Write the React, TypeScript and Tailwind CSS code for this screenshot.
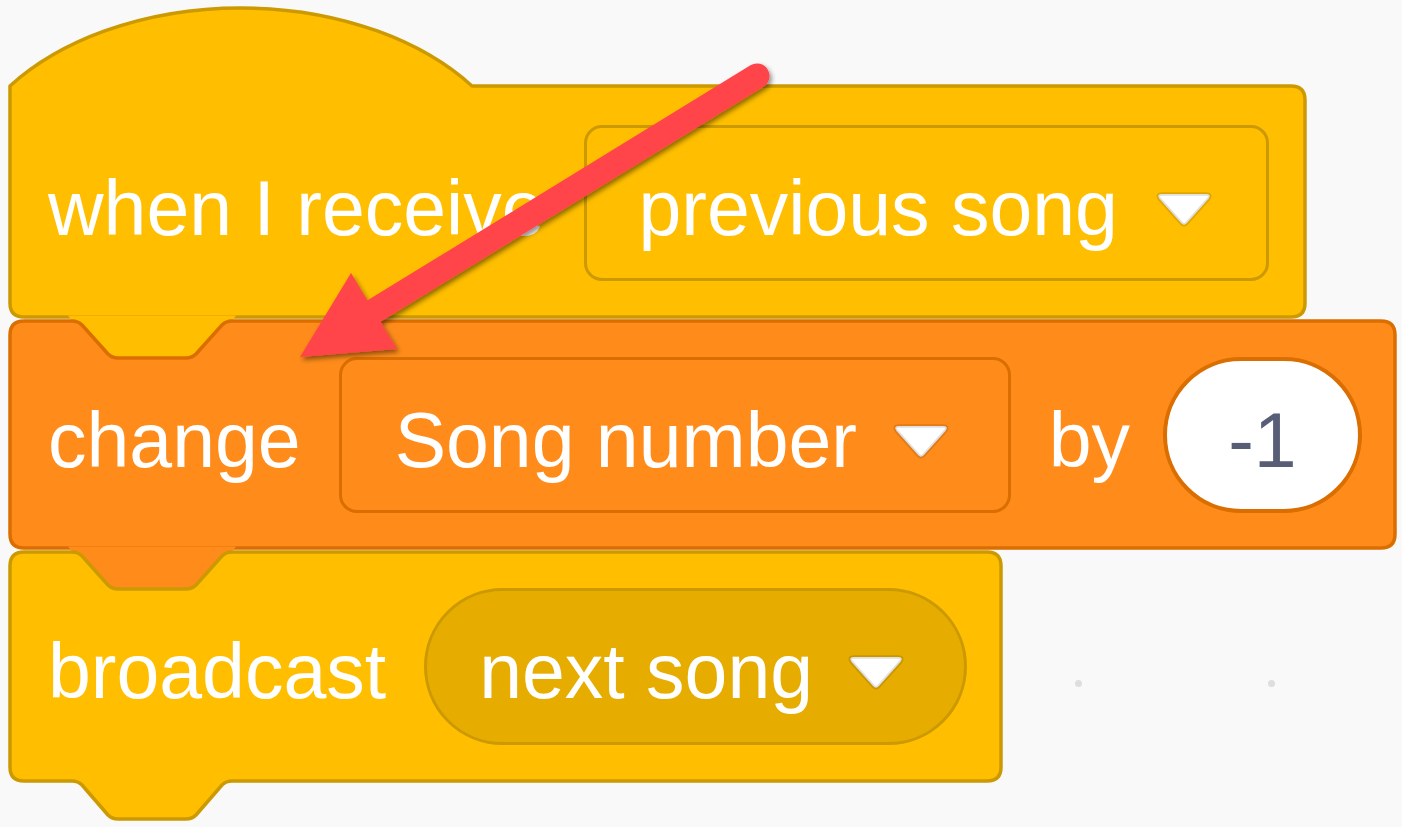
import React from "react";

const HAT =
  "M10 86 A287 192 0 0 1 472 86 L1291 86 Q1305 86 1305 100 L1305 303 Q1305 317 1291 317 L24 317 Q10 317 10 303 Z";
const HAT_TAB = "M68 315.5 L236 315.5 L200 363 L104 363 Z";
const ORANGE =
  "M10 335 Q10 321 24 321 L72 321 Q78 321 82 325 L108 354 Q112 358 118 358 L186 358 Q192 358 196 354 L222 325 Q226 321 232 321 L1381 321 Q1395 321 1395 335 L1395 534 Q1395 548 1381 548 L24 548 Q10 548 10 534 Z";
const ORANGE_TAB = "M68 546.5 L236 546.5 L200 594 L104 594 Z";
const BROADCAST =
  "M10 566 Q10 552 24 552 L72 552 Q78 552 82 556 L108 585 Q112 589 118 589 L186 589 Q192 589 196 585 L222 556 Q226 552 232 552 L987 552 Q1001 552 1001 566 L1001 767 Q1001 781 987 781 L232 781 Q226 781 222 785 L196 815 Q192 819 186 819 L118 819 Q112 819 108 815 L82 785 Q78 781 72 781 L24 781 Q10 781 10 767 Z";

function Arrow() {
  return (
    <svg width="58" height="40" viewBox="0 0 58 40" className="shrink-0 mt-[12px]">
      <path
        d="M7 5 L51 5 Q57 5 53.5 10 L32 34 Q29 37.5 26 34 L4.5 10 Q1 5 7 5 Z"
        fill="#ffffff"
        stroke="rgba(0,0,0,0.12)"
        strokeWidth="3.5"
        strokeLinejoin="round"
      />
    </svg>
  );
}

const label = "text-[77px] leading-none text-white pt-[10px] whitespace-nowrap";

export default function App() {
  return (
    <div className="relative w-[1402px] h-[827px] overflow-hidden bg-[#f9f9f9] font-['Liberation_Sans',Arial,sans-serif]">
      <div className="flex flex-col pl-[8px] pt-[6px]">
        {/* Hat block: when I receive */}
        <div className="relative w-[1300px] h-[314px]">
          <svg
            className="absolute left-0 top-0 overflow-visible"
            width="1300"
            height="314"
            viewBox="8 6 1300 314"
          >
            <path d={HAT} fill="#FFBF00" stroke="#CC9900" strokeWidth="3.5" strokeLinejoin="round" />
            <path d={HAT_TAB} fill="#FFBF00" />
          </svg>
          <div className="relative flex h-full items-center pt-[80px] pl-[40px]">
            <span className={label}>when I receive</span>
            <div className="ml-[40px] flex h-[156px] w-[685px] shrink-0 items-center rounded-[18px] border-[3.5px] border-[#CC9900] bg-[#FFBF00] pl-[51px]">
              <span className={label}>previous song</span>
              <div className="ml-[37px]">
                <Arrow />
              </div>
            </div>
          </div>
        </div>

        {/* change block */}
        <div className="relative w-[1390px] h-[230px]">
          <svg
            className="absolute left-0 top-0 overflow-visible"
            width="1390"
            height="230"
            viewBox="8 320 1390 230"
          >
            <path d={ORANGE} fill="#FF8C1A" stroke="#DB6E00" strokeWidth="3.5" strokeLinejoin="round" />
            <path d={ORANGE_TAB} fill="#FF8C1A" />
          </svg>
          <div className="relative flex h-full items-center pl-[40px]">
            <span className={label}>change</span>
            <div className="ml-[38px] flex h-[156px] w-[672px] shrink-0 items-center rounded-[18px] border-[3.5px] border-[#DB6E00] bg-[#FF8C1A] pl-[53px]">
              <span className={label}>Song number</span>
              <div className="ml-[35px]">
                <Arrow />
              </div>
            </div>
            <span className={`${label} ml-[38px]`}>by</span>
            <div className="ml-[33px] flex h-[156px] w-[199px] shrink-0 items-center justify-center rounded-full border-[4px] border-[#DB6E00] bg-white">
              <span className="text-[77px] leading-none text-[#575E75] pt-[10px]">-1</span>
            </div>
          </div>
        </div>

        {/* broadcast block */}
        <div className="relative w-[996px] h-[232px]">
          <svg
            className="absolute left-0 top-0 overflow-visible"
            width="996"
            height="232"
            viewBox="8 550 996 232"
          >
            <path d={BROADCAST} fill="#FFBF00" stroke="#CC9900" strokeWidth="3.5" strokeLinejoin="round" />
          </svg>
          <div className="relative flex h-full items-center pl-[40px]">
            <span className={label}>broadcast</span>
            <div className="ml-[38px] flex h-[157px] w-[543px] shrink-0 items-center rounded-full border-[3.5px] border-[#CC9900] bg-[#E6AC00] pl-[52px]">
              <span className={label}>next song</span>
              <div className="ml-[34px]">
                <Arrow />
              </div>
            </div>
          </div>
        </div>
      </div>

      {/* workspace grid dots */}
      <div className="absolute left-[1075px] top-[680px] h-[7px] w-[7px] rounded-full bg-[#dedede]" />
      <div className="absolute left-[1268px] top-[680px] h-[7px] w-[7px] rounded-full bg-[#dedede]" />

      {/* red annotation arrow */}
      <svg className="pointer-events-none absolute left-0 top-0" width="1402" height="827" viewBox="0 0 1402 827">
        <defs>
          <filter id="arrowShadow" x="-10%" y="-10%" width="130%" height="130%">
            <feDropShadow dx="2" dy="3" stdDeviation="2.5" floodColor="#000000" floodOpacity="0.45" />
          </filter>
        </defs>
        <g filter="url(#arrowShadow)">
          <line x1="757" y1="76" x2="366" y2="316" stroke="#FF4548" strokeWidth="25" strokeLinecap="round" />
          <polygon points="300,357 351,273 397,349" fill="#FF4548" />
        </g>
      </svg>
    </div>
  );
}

◇ ◇ ◇ ◇ ◇

## Set task
The lines from the top of the data above through the one holding "import React from" are to be repeated exactly, and only those, with no pictures.

## Answer
Write the React, TypeScript and Tailwind CSS code for this screenshot.
import React from "react";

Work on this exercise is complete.